We conduct ablation experiments to evaluate the ability of our system in adapting to arbitrary endpoints and different performance metrics. Although the space of possible ablations is far larger than what we present here, we pick three dimensions of ablations that could be useful for practitioners and future researchers: (i) retriever type (BM25 or kNN), (ii) reward metric (average precision, recall, reciprocal rank) and (iii) presence of negative training examples.

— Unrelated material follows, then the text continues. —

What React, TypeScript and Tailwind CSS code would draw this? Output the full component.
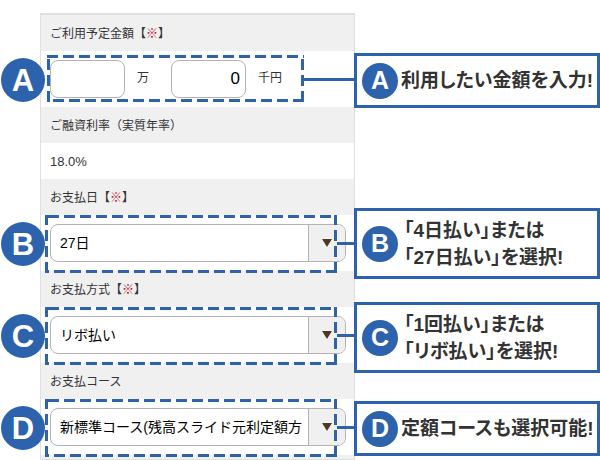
import React from "react";

type Mark = "A" | "B" | "C" | "D";

interface AnnotationProps {
  mark: Mark;
  narrow?: boolean;
}

// Dashed frame, round badge and connector laid over a form row
function Annotation({ mark, narrow = false }: AnnotationProps) {
  return (
    <div className="pointer-events-none absolute inset-0">
      <div
        className={`absolute ${
          narrow ? "top-1 bottom-[5px] left-1.5 right-[50px]" : "top-0 -bottom-0.5 left-1 right-[17px]"
        }`}
      >
        <svg className="h-full w-full overflow-hidden" stroke="#2d62ac" strokeWidth="6" strokeDasharray="11 5">
          <line x1="100%" y1="0" x2="0" y2="0" strokeDashoffset="10" />
          <line x1="100%" y1="100%" x2="100%" y2="0" />
          <line x1="100%" y1="100%" x2="0" y2="100%" />
          <line x1="0" y1="100%" x2="0" y2="0" />
        </svg>
      </div>
      <div className={`absolute -right-px top-[27px] h-[3px] bg-[#2d62ac] ${narrow ? "w-[54px]" : "w-[18px]"}`} />
      <div className="absolute -left-10 top-[7px] flex h-11 w-11 items-center justify-center rounded-full bg-[#2d62ac] text-[31px] font-bold leading-none text-white">
        {mark}
      </div>
    </div>
  );
}

function RowLabel({ htmlFor, required, children }: { htmlFor?: string; required?: boolean; children: React.ReactNode }) {
  return (
    <div className="bg-[#f0f0f0] px-[9px] pt-[9px] pb-[7px] text-xs leading-5 text-[#333]">
      <label htmlFor={htmlFor}>
        {children}
        {required && (
          <>
            【<span className="text-[#b5122e]">※</span>】
          </>
        )}
      </label>
    </div>
  );
}

function SelectRow({ id, mark, value }: { id: string; mark: Mark; value: string }) {
  return (
    <div className="relative py-[9px] pl-[9px] pr-2">
      <div className="relative">
        <select
          id={id}
          className="block h-[38px] w-full appearance-none rounded-lg border border-[#b3b3b3] bg-white pl-[9px] pr-9 text-sm text-black"
        >
          <option>{value}</option>
        </select>
        <span className="pointer-events-none absolute inset-y-px right-px flex w-[37px] items-center justify-center rounded-r-[7px] border-l border-[#b3b3b3] bg-[#f0f0f0]">
          <svg width="14" height="12" viewBox="0 0 14 12">
            <path d="M2 2h10L7 10z" fill="#4b3a22" stroke="#fff" strokeWidth="1" paintOrder="stroke" />
          </svg>
        </span>
      </div>
      <Annotation mark={mark} />
    </div>
  );
}

interface CalloutProps {
  mark: Mark;
  lines: string[];
  className: string;
}

function Callout({ mark, lines, className }: CalloutProps) {
  return (
    <div className={`flex items-center border-[3px] border-[#2d62ac] bg-white pl-[5px] ${className}`}>
      <span className="flex h-9 w-9 shrink-0 items-center justify-center rounded-full bg-[#2d62ac] text-[25px] font-bold leading-none text-white">
        {mark}
      </span>
      <p
        className={`whitespace-nowrap text-[19px] font-bold leading-[27px] text-[#333] [font-feature-settings:'palt'] ${
          lines.length > 1 ? "pl-1.5" : "pl-[3px]"
        }`}
      >
        {lines.map(line => (
          <span key={line} className="block">
            {line}
          </span>
        ))}
      </p>
    </div>
  );
}

const amountInput =
  "h-[38px] w-[75px] rounded-lg border border-[#b3b3b3] bg-white px-[5px] text-right text-[17px] text-black";

export default function App() {
  return (
    <main className="grid grid-cols-[minmax(0,9fr)_minmax(0,7fr)] items-start bg-white pl-10 font-['Liberation_Sans','Noto_Sans_CJK_JP',sans-serif]">
      <form className="mt-[13px] border border-t-2 border-[#e0e0e0] bg-white">
        <RowLabel htmlFor="amount-man" required>
          ご利用予定金額
        </RowLabel>
        <div className="relative flex items-center py-[9px] pl-[9px] text-xs text-[#333]">
          <input id="amount-man" type="text" className={amountInput} />
          <label htmlFor="amount-man" className="pl-3 pb-0.5">
            万
          </label>
          <input id="amount-sen" type="text" defaultValue="0" className={`ml-[22px] ${amountInput}`} />
          <label htmlFor="amount-sen" className="pl-3 pb-0.5">
            千円
          </label>
          <Annotation mark="A" narrow />
        </div>

        <RowLabel>ご融資利率（実質年率）</RowLabel>
        <p className="px-[9px] pt-[9px] pb-[7px] text-[13px] leading-5 text-[#333]">18.0%</p>

        <RowLabel htmlFor="pay-day" required>
          お支払日
        </RowLabel>
        <SelectRow id="pay-day" mark="B" value="27日" />

        <RowLabel htmlFor="pay-method" required>
          お支払方式
        </RowLabel>
        <SelectRow id="pay-method" mark="C" value="リボ払い" />

        <RowLabel htmlFor="pay-course">お支払コース</RowLabel>
        <SelectRow id="pay-course" mark="D" value="新標準コース(残高スライド元利定額方" />
        <div className="h-1 bg-[#f0f0f0]" />
      </form>

      {/* Callouts */}
      <aside className="relative -ml-px">
        <Callout mark="A" lines={["利用したい金額を入力!"]} className="mt-[53px] min-h-[55px]" />
        <Callout mark="B" lines={["「4日払い」または", "「27日払い」を選択!"]} className="mt-[100px] min-h-[71px]" />
        <Callout mark="C" lines={["「1回払い」または", "「リボ払い」を選択!"]} className="mt-[23px] min-h-[71px]" />
        <Callout mark="D" lines={["定額コースも選択可能!"]} className="mt-7 min-h-[55px]" />
      </aside>
    </main>
  );
}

Table 4 shows the results on each ablation when compared against a baseline of just using the initial claim. Across different metrics and retrievers we observe improvements in query performance: our system improves the original claim of up to 11% absolute recall points (42% relative improvement) and works on both BM25 and kNN retrievers. We also observe that the inclusion of training sequences with query performance decrease (negative training examples), consistently leads to performance decreases on all metrics and retrievers as compared to just training on positive edit sequences –with the only exception of querying kNN with RR as reward. We posit that this performance gap is due to the difference in data quality, i.e, providing our models with noiseless training signals leads to more effective queries. However, even in cases where we include negative training examples our models still meaningfully improve over the original claim.